REQUEST:
Pull out every line below holding the word "components".

════

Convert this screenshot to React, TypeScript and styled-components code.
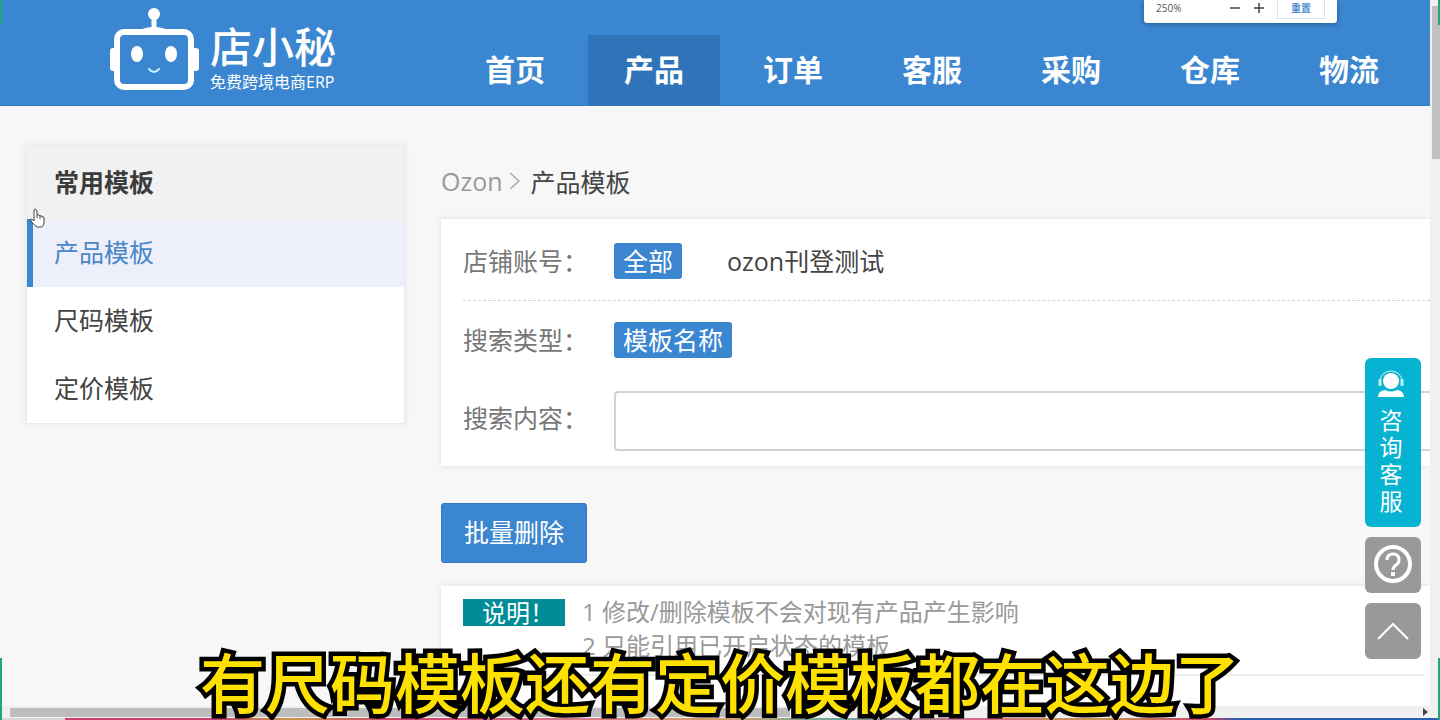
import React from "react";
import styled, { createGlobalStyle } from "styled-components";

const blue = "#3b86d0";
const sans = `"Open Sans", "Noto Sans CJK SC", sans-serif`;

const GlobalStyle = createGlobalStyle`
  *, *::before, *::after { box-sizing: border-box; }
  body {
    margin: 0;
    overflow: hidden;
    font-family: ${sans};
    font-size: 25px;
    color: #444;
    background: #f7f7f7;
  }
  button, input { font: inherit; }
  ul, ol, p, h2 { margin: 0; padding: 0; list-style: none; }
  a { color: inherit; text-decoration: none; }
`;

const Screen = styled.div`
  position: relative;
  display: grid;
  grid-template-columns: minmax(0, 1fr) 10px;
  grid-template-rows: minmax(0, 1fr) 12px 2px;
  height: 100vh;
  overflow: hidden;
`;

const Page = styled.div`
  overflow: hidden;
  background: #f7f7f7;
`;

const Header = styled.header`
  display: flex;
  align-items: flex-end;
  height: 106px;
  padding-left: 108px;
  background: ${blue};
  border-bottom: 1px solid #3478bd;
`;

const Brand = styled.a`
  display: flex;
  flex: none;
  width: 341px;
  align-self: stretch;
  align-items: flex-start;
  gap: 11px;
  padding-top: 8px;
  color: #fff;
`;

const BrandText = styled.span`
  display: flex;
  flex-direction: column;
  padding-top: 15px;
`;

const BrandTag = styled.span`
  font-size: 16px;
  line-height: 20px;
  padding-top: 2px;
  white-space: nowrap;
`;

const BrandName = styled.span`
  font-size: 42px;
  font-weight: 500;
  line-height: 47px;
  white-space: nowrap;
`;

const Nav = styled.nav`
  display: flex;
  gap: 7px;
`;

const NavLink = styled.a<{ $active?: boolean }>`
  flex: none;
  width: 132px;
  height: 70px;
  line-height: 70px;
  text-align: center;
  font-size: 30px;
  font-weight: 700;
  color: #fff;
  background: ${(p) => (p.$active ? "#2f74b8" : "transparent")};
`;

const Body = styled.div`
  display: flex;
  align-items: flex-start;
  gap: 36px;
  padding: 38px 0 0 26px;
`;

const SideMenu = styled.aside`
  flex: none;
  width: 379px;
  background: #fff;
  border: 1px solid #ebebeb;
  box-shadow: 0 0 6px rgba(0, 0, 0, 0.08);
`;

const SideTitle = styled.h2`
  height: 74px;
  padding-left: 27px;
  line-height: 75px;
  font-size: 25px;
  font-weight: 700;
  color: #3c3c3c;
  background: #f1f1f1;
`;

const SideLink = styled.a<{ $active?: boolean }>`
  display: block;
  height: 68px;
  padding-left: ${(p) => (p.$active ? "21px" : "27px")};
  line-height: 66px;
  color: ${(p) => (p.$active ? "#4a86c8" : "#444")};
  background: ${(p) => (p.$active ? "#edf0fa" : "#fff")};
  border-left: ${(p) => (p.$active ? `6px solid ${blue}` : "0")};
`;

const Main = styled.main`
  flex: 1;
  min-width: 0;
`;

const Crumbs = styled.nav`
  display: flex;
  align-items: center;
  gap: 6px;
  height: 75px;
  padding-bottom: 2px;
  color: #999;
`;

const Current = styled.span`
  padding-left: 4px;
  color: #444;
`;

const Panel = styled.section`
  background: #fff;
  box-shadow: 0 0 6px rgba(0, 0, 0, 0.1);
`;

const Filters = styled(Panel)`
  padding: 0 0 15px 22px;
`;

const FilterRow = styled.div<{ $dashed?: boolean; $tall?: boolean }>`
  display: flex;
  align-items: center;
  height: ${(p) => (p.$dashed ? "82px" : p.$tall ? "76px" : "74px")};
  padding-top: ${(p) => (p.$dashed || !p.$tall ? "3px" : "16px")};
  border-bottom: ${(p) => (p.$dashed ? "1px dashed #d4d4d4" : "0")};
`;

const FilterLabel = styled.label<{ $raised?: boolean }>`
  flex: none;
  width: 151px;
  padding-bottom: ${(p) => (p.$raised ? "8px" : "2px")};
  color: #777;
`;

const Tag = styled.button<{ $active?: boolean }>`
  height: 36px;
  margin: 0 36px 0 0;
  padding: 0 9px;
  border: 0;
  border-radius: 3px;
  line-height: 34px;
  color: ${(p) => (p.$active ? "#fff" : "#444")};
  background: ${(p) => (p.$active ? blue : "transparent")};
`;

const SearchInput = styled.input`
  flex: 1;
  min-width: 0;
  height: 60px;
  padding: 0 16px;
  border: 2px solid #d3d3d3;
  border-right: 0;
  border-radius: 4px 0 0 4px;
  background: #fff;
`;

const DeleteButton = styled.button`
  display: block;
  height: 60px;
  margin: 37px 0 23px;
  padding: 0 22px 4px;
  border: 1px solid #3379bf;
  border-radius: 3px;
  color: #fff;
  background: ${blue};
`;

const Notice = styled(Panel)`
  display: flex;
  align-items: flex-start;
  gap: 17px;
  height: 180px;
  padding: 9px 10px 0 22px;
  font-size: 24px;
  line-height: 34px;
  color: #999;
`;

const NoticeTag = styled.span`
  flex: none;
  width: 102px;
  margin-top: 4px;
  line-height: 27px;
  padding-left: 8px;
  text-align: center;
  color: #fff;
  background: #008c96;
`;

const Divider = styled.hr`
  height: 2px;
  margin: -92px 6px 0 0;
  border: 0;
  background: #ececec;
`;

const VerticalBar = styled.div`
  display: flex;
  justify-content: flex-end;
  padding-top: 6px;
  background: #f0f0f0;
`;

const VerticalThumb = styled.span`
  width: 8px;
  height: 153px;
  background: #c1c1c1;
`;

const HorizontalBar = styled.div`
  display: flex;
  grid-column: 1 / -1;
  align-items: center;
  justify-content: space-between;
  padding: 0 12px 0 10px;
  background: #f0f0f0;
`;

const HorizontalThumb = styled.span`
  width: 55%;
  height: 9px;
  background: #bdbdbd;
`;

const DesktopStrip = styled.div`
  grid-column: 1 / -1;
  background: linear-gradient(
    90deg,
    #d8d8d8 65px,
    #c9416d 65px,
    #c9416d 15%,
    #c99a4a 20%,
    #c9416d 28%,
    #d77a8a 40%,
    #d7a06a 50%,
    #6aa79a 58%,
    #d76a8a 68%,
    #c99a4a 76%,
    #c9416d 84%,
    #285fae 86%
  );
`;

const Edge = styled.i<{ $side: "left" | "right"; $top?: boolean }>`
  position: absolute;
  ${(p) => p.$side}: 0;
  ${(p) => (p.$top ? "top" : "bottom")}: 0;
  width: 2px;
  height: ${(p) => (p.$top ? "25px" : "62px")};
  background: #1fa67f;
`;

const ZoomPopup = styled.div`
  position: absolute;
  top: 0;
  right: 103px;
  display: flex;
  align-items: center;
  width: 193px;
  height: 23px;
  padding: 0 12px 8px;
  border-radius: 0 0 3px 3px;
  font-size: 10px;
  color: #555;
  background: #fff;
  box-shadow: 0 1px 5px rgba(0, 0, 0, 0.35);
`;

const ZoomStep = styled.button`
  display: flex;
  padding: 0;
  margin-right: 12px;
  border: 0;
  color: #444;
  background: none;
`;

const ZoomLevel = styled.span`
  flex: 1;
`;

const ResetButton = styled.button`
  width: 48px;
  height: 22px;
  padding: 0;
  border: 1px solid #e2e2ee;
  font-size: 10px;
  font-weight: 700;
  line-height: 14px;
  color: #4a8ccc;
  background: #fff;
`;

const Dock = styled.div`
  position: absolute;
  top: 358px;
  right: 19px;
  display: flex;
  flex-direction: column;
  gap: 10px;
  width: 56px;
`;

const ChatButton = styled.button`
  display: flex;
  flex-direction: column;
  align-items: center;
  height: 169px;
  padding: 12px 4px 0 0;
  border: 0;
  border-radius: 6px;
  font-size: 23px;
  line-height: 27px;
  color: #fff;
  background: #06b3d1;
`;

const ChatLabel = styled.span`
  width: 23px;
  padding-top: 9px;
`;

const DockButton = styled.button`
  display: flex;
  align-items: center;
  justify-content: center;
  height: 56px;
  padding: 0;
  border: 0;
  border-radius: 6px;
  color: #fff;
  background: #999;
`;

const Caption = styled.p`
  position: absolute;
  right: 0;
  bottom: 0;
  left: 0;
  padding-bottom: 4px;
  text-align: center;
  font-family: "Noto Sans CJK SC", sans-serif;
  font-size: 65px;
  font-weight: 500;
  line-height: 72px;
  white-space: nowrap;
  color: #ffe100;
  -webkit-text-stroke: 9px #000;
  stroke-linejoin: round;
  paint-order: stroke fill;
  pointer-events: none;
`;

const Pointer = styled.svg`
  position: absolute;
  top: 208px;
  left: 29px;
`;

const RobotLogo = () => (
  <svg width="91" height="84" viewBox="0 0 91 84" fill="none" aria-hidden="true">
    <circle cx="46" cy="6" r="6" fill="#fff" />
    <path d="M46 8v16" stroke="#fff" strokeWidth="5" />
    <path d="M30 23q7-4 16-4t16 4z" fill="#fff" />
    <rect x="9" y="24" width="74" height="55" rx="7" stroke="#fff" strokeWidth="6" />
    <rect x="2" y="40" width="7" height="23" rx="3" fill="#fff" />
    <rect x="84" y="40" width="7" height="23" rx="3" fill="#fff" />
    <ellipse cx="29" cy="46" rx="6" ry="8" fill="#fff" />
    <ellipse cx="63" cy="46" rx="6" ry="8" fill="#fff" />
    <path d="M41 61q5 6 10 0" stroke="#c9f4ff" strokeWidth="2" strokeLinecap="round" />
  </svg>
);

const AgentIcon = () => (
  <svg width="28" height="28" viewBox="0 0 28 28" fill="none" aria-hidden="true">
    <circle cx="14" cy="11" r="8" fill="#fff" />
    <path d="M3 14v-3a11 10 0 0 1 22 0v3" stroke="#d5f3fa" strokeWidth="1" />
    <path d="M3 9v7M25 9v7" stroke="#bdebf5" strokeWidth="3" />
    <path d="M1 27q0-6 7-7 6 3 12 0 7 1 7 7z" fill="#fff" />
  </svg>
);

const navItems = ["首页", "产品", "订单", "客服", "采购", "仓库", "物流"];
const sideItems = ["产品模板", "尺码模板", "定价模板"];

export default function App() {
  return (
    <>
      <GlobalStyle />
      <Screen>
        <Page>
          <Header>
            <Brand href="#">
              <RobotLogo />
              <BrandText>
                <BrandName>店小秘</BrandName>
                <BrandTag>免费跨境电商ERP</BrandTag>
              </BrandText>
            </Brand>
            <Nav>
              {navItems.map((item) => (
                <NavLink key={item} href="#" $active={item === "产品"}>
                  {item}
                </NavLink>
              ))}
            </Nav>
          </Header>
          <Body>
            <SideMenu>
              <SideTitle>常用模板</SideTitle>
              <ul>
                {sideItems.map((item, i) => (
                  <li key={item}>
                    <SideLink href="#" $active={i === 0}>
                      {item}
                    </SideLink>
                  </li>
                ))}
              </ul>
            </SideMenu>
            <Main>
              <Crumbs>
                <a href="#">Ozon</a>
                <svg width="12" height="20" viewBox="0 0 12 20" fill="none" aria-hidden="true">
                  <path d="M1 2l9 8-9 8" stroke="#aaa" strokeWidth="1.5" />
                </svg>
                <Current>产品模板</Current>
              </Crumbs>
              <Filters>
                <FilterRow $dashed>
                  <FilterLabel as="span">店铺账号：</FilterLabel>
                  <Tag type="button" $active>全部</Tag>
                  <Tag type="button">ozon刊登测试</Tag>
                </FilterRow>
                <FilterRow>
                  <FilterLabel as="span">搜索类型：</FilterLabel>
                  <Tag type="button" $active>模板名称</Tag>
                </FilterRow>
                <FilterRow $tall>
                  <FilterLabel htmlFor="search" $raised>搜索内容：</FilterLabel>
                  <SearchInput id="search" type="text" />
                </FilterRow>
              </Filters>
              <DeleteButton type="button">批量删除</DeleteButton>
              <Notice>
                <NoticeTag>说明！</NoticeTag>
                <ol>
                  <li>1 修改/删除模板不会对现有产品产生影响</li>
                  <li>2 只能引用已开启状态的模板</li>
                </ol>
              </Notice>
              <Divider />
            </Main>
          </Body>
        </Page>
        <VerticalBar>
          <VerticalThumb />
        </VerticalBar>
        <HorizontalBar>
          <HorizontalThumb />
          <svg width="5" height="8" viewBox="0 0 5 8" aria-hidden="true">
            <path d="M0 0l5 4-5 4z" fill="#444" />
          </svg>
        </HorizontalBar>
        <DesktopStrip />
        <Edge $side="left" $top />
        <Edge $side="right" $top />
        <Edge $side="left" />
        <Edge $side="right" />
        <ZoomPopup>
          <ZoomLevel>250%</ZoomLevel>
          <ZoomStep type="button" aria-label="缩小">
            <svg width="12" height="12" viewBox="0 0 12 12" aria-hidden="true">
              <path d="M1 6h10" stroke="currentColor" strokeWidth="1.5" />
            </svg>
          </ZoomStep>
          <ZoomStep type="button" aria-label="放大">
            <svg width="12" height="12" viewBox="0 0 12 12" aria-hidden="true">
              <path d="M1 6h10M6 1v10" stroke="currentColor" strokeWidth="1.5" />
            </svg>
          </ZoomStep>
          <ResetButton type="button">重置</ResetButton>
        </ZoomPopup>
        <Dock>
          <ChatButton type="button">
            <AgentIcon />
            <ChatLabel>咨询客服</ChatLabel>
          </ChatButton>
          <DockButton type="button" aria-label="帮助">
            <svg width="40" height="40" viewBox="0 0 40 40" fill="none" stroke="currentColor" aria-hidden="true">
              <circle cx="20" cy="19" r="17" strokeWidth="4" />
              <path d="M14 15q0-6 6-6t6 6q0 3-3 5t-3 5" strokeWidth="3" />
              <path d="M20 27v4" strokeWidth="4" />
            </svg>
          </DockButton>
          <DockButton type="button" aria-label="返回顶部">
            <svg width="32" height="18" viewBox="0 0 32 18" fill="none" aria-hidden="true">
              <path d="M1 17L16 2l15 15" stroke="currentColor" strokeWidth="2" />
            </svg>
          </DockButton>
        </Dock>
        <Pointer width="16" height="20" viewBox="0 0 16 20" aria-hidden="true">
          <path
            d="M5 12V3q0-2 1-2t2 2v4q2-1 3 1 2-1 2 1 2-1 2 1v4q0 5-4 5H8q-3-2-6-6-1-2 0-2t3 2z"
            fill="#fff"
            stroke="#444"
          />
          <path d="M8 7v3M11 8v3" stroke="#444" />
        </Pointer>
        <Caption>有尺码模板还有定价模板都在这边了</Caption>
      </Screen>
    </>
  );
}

════

OUTPUT OF THE EXERCISE:
Convert this screenshot to React, TypeScript and styled-components code.
import styled, { createGlobalStyle } from "styled-components";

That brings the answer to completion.